Q If you don’t have an indicator light, how do you know the stove is on?
A Well, he’s German.
Q If you don’t have an indicator light, how do you know the stove is on?
A Well, he’s German.
Q If you don’t have an indicator light, how do you know the stove is on?
A Well, he’s German.
Q: Who’s the filthiest superhero you could think of?
A: I’d rather have a V8.
Q: Why don’t you like your orange juice OR your engine?
A: Because it looks good in a pale moonlight.
Q: Why is it popular in Canada for politicians to ‘take a long walk in the snow’ before retiring?
A: Any large commercial aircraft.
Q: What’s only slightly smaller than yo’ momma?
A: Winston Churchill’s last cigar.
Q: What is encased in a gold sphere at the top of Nelson’s Column in Trafalgar Square?
A: It’s also known as “wide-gauge.”
Q: What’s the other name for a device used by Dopers when commenting upon the excessive size of someone’s butt in a thread?
A: A staplegun or napalm-you choose.
Q: How do you take care of “land piranhas”?
A: 52 metres.
Q: According to FAA rules, at what height will I need to install these lights?

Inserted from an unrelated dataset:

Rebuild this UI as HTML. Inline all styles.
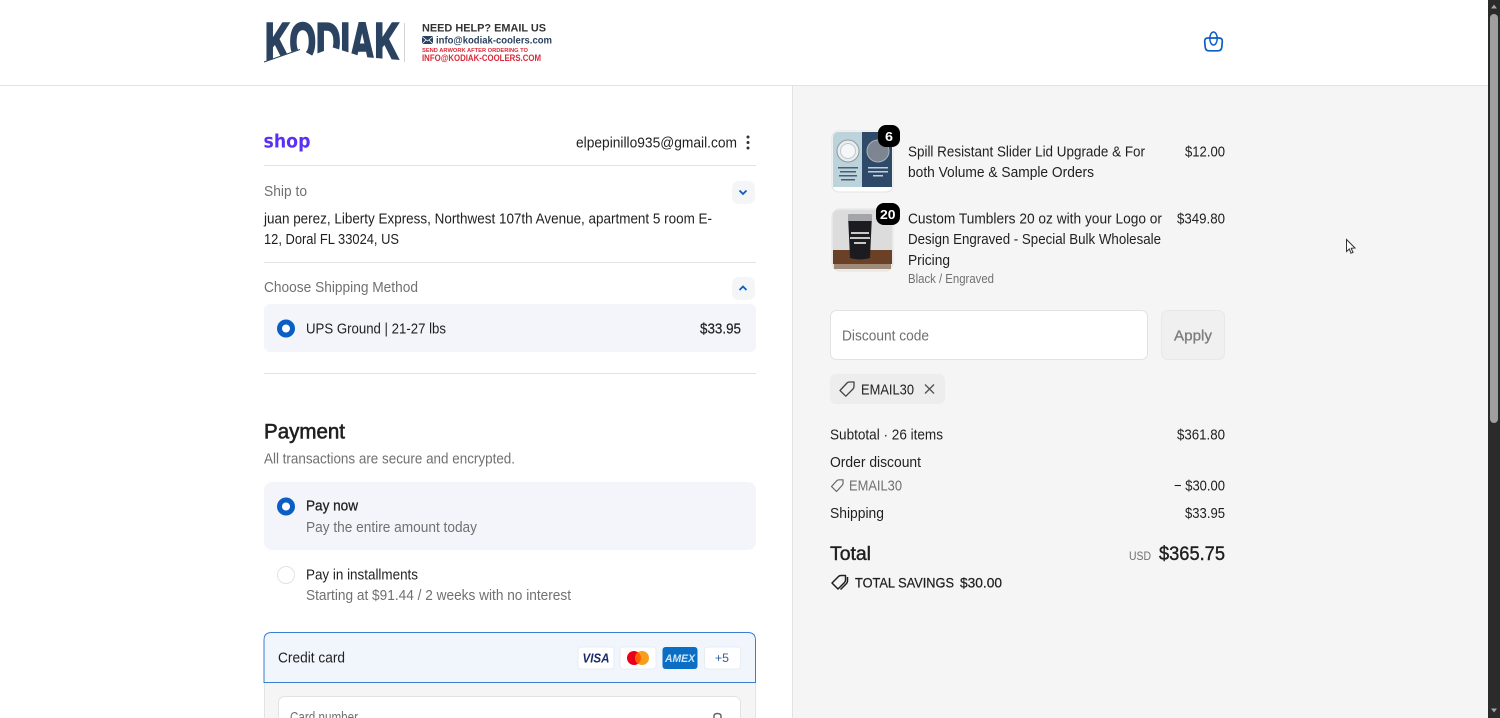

A: It’s worse than you think.
Q: Thus far we’ve endured rabid hedgehogs, the over 70 Penthouse Playmate Chorus line, and badly marinated rubber chicken. Is this the end?
A: If the Professor and I could just extract sufficient energy from the palm fronds and cocoanut meat, we’ll build the nuclear reactor to power the Minnow and get off this Godforsaken island.
Q: “What’s the recipe todaaayyyy, Jim?”
A: Salt, pepper, canola oil, and a teddy bear.
Q: Why do orks always wear head gear?
A: Into the complete unknown.
A: Dumbass
Q: What would the Skipper have called Gilligan were the show being produced for MTV?
A: Stir-fried teddy bear?
Q: What does Santa leaves if you’ve been REEEEALY bad?
A: A crotchless hooker.
Q: What’s the most useless thing in the world?
A: Because I’m an idiot.
Q: Why did I vote for Nader?
A: They said I’d go blind.
Q: Why don’t you stick forks into your eyes anymore?
A: By order of Maj. Gen. Golden, I declare this area closed.
Q: What did Col. Sander’s replacement say upon receving command?
A: Oh my goodness; that looks like it hurt!